The problem, though, is that scholars use these changes to justify that they “can’t find time to write.” Academic writing–especially long projects like publishing an academic book–is a marathon, not a sprint. If you wait until you “have the time to write,” you will usually find yourself binge writing to meet deadlines. As a result, you will begin to associate negative emotions with writing, which will further reinforce your writing avoidance.
The best thing you can do at this stage is to make writing part of your larger daily and weekly routine instead of waiting for things to “calm down” or “get easier.” Things will never really “calm down,” so figuring out how to do your writing now, amidst your other responsibilities is important.
Best Uses of Time and Energy in Stage 1
- Familiarize yourself with the tenure and promotion requirements of your institution (or an institution where you would hope to earn tenure). Write a tentative five-year plan showing how you will get there.
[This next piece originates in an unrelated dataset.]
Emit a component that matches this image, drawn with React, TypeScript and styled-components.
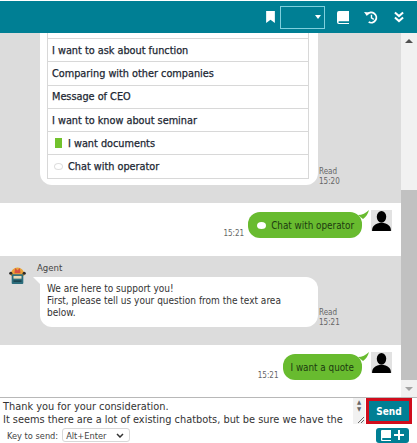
import React from 'react';
import styled, { createGlobalStyle } from 'styled-components';

const GlobalStyle = createGlobalStyle`
    html, body {
        margin: 0;
        padding: 0;
        background: #fff;
    }
    body {
        font-family: "DejaVu Sans", Verdana, sans-serif;
        font-stretch: condensed;
    }
`;

const Frame = styled.div`
    width: 417px;
    height: 443px;
    display: flex;
    flex-direction: column;
    overflow: hidden;
    color: #333;
`;

const Header = styled.div`
    height: 32px;
    margin-top: 1px;
    flex: none;
    background: #007f94;
    display: flex;
    align-items: center;
    justify-content: flex-end;
    padding-right: 13px;
    color: #fff;
`;

const HeaderIcon = styled.svg<{ $gap?: number }>`
    display: block;
    margin-left: ${p => p.$gap ?? 0}px;
`;

const HeaderSelect = styled.div`
    width: 45px;
    height: 23px;
    box-sizing: border-box;
    margin-left: 5px;
    border: 1px solid #7fd0dd;
    display: flex;
    align-items: center;
    justify-content: flex-end;
    padding-right: 3px;
`;

const Caret = styled.span`
    width: 0;
    height: 0;
    border-left: 3px solid transparent;
    border-right: 3px solid transparent;
    border-top: 4px solid #fff;
`;

const Middle = styled.div`
    flex: 1;
    min-height: 0;
    display: flex;
`;

const Log = styled.div`
    flex: 1;
    min-width: 0;
    display: flex;
    flex-direction: column;
`;

const Band = styled.div<{ $h: number; $gray?: boolean }>`
    height: ${p => p.$h}px;
    flex: none;
    box-sizing: border-box;
    background: ${p => (p.$gray ? '#dcdcdc' : '#fff')};
    display: flex;
`;

const MenuBand = styled(Band)`
    padding-left: 40px;
`;

const MenuBubble = styled.div`
    width: 278px;
    height: 152px;
    box-sizing: border-box;
    background: #fff;
    border-radius: 0 0 12px 12px;
    padding: 0 9px 0 7px;
`;

const MenuTop = styled.div`
    height: 5px;
    border: 1px solid #d8d8d8;
    border-top: 0;
    border-bottom: 0;
`;

const MenuList = styled.div`
    border: 1px solid #d8d8d8;
`;

const MenuRow = styled.div`
    height: 22.3px;
    display: flex;
    align-items: center;
    gap: 6px;
    padding: 0 0 1px 4px;
    box-sizing: content-box;
    margin-bottom: -1px;
    font-size: 10.8px;
    -webkit-text-stroke: 0.25px #1c2733;
    color: #1c2733;
    white-space: nowrap;
    & + & {
        border-top: 1px solid #d8d8d8;
    }
`;

const DocMark = styled.span`
    width: 7px;
    height: 10px;
    background: #72c22d;
    margin-left: 3px;
`;

const BubbleMark = styled.span`
    width: 9px;
    height: 7px;
    box-sizing: border-box;
    border-radius: 50%;
    background: #fff;
    border: 1px solid #dedede;
    margin: 0 -1px 0 2px;
`;

const ReadInfo = styled.div<{ $top: number }>`
    margin: ${p => p.$top}px 0 0 1px;
    font-size: 8px;
    line-height: 10px;
    color: #666;
`;

const UserRow = styled(Band)`
    justify-content: flex-end;
    align-items: flex-start;
    padding: 7px 9px 0 0;
`;

const TimeLabel = styled.div`
    margin: 19px 4px 0 0;
    font-size: 8px;
    line-height: 10px;
    color: #666;
`;

const UserBubble = styled.div`
    position: relative;
    height: 26px;
    box-sizing: border-box;
    background: #68bb2f;
    border-radius: 12px;
    display: flex;
    align-items: center;
    gap: 5px;
    padding: 0 8px;
    margin-top: 2px;
    margin-right: 9px;
    font-size: 9.8px;
    color: #1c3a10;
    white-space: nowrap;
`;

const Tail = styled.svg`
    position: absolute;
    top: -2px;
    right: -8px;
`;

const WhiteDot = styled.span`
    width: 9px;
    height: 7px;
    border-radius: 50%;
    background: #fff;
    margin-left: 1px;
`;

const Avatar = styled.svg`
    display: block;
    flex: none;
`;

const AgentBand = styled(Band)`
    padding: 7px 0 0 8px;
`;

const AgentMark = styled.svg`
    display: block;
    flex: none;
    margin-top: 4px;
`;

const AgentBody = styled.div`
    margin-left: 10px;
`;

const AgentName = styled.div`
    font-size: 9.5px;
    line-height: 10px;
    color: #444;
    margin-bottom: 4px;
`;

const AgentBubble = styled.div`
    position: relative;
    height: 50px;
    box-sizing: border-box;
    width: 278px;
    margin-left: 3px;
    background: #fff;
    border-radius: 0 12px 12px 12px;
    padding: 6px 7px;
    font-size: 10px;
    line-height: 12px;
    color: #333;
    &::before {
        content: '';
        position: absolute;
        top: 0;
        left: -7px;
        border-top: 7px solid #fff;
        border-left: 7px solid transparent;
    }
`;

const Scrollbar = styled.div`
    width: 16px;
    flex: none;
    background: #f1f1f1;
    display: flex;
    flex-direction: column;
    align-items: center;
`;

const ScrollArrow = styled.div<{ $down?: boolean }>`
    height: 16px;
    flex: none;
    display: flex;
    align-items: center;
    justify-content: center;
    &::before {
        content: '';
        border-left: 4px solid transparent;
        border-right: 4px solid transparent;
        ${p =>
            p.$down
                ? 'border-top: 4px solid #a3a3a3;'
                : 'border-bottom: 4px solid #505050;'}
    }
`;

const ScrollTrack = styled.div`
    flex: 1;
    width: 100%;
    padding-top: 141px;
    box-sizing: border-box;
`;

const ScrollThumb = styled.div`
    height: 190px;
    background: #c1c1c1;
`;

const Composer = styled.div`
    height: 30px;
    flex: none;
    border-top: 1px solid #b8b8b8;
    display: flex;
    box-sizing: border-box;
`;

const Input = styled.div`
    flex: 1;
    min-width: 0;
    padding: 2px 0 0 3px;
    font-size: 10.9px;
    line-height: 13px;
    color: #333;
    white-space: pre;
    overflow: hidden;
`;

const InputScroll = styled.div`
    position: relative;
    width: 12px;
    height: 26px;
    flex: none;
    background: #f1f1f1;
    color: #666;
    font-size: 6px;
    line-height: 7px;
    text-align: center;
    svg {
        position: absolute;
        right: 1px;
        bottom: 1px;
    }
`;

const SendButton = styled.div`
    width: 46px;
    height: 26px;
    flex: none;
    box-sizing: border-box;
    margin: 0 5px 0 1px;
    background: #007f94;
    border: 3px solid #d00c1c;
    color: #fff;
    font-size: 10px;
    font-weight: 700;
    display: flex;
    align-items: center;
    justify-content: center;
`;

const Footer = styled.div`
    height: 16px;
    flex: none;
    display: flex;
    align-items: center;
    padding: 0 8px 0 7px;
    font-size: 9.2px;
    color: #444;
`;

const KeySelect = styled.div`
    width: 68px;
    height: 14px;
    box-sizing: border-box;
    margin-left: 4px;
    border: 1px solid #d8d8d8;
    border-radius: 3px;
    display: flex;
    align-items: center;
    justify-content: space-between;
    padding: 0 5px 0 3px;
`;

const AddButton = styled.div`
    margin-left: auto;
    width: 33px;
    height: 15px;
    background: #007f94;
    border-radius: 3px;
    display: flex;
    align-items: center;
    justify-content: center;
    gap: 3px;
`;

const menuItems = [
    'I want to ask about function',
    'Comparing with other companies',
    'Message of CEO',
    'I want to know about seminar',
];

const UserIcon = () => (
    <Avatar width="21" height="21" viewBox="0 0 20 20">
        <rect width="20" height="20" fill="#e2e2e2" />
        <ellipse cx="10" cy="6.5" rx="4.5" ry="5.5" fill="#000" />
        <path d="M1 20c0-5 3-7 9-8 6 1 9 3 9 8z" fill="#000" />
    </Avatar>
);

const BubbleTail = () => (
    <Tail width="12" height="10" viewBox="0 0 12 10">
        <path d="M0 5c4 0 8-2 11-5-1 4-3 7-6 9z" fill="#68bb2f" />
    </Tail>
);

const App = () => {
    return (
        <Frame>
            <GlobalStyle />
            <Header>
                <HeaderIcon width="9" height="12" viewBox="0 0 8 11">
                    <path d="M0 0h8v11L4 8l-4 3z" fill="#fff" />
                </HeaderIcon>
                <HeaderSelect>
                    <Caret />
                </HeaderSelect>
                <HeaderIcon width="12" height="13" viewBox="0 0 13 14" $gap={12}>
                    <path d="M2 0h11v11H2.500a1 1 0 0 0 0 2H13v1H2a2 2 0 0 1-2-2V2a2 2 0 0 1 2-2z" fill="#fff" />
                </HeaderIcon>
                <HeaderIcon width="14" height="13" viewBox="0 0 15 14" $gap={15}>
                    <path d="M3.500 3.500A5.500 5.500 0 1 1 5 11.800" fill="none" stroke="#fff" strokeWidth="2" />
                    <path d="M0 1l6 .5-3 4z" fill="#fff" />
                    <path d="M8 4v3.500l2.500 1.500" fill="none" stroke="#fff" strokeWidth="1.500" />
                </HeaderIcon>
                <HeaderIcon width="10" height="12" viewBox="0 0 11 12" $gap={16}>
                    <path d="M1 1l4.500 4L10 1M1 6.500l4.500 4 4.500-4" fill="none" stroke="#fff" strokeWidth="2.200" />
                </HeaderIcon>
            </Header>
            <Middle>
                <Log>
                    <MenuBand $h={170} $gray>
                        <MenuBubble>
                            <MenuTop />
                            <MenuList>
                                {menuItems.map(item => (
                                    <MenuRow key={item}>{item}</MenuRow>
                                ))}
                                <MenuRow>
                                    <DocMark />
                                    I want documents
                                </MenuRow>
                                <MenuRow>
                                    <BubbleMark />
                                    Chat with operator
                                </MenuRow>
                            </MenuList>
                        </MenuBubble>
                        <ReadInfo $top={134}>
                            Read
                            <br />
                            15:20
                        </ReadInfo>
                    </MenuBand>
                    <UserRow $h={53}>
                        <TimeLabel>15:21</TimeLabel>
                        <UserBubble>
                            <WhiteDot />
                            Chat with operator
                            <BubbleTail />
                        </UserBubble>
                        <UserIcon />
                    </UserRow>
                    <AgentBand $h={89} $gray>
                        <AgentMark width="19" height="17" viewBox="0 0 19 19">
                            <path d="M2 8a7.500 7.500 0 0 1 15 0v2H2z" fill="#e8a33a" />
                            <path d="M7 1l2.500 3L12 1l1 6H6z" fill="#d9503f" />
                            <circle cx="2" cy="7" r="1.800" fill="#2a2a2a" />
                            <circle cx="17" cy="7" r="1.800" fill="#2a2a2a" />
                            <rect x="3" y="8" width="13" height="11" rx="1" fill="#2c6d7c" />
                            <rect x="5" y="10" width="9" height="3" fill="#e9d9b4" />
                            <rect x="5" y="15" width="9" height="1.500" fill="#173c46" />
                        </AgentMark>
                        <AgentBody>
                            <AgentName>Agent</AgentName>
                            <AgentBubble>
                                We are here to support you!
                                <br />
                                First, please tell us your question from the text area
                                <br />
                                below.
                            </AgentBubble>
                        </AgentBody>
                        <ReadInfo $top={45}>
                            Read
                            <br />
                            15:21
                        </ReadInfo>
                    </AgentBand>
                    <UserRow $h={52}>
                        <TimeLabel>15:21</TimeLabel>
                        <UserBubble>
                            I want a quote
                            <BubbleTail />
                        </UserBubble>
                        <UserIcon />
                    </UserRow>
                </Log>
                <Scrollbar>
                    <ScrollArrow />
                    <ScrollTrack>
                        <ScrollThumb />
                    </ScrollTrack>
                    <ScrollArrow $down />
                </Scrollbar>
            </Middle>
            <Composer>
                <Input>
                    {'Thank you for your consideration.\nIt seems there are a lot of existing chatbots, but be sure we have the'}
                </Input>
                <InputScroll>
                    ▲
                    <br />▼
                    <svg width="7" height="7" viewBox="0 0 7 7">
                        <path d="M1 7l6-6M4 7l3-3" stroke="#666" fill="none" />
                    </svg>
                </InputScroll>
                <SendButton>Send</SendButton>
            </Composer>
            <Footer>
                Key to send:
                <KeySelect>
                    Alt+Enter
                    <svg width="8" height="5" viewBox="0 0 8 5">
                        <path d="M1 1l3 3 3-3" fill="none" stroke="#333" strokeWidth="1.500" />
                    </svg>
                </KeySelect>
                <AddButton>
                    <svg width="10" height="11" viewBox="0 0 10 11">
                        <path d="M1 0h9v8H2a1 1 0 0 0 0 2h8v1H1a1 1 0 0 1-1-1V1a1 1 0 0 1 1-1z" fill="#fff" />
                    </svg>
                    <svg width="10" height="10" viewBox="0 0 10 10">
                        <path d="M4 0h2v4h4v2H6v4H4V6H0V4h4z" fill="#fff" />
                    </svg>
                </AddButton>
            </Footer>
        </Frame>
    );
};

export default App;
- Take stock of your research interests and where you see your research heading. Research which conferences would be good outlets for your work. Put their dates and abstract due dates on your five-year plan.
- Attend conferences in your fields and discuss your research with scholars in your fields and those adjacent to yours.
- Establish a weekly writing review routine.
- Get in the habit of setting product-focused weekly goals for your academic writing projects.
- Identify accountability systems that work for you. Are you more likely to write when you have to drive somewhere to meet someone? Do you only finish articles when faced with an impending deadline?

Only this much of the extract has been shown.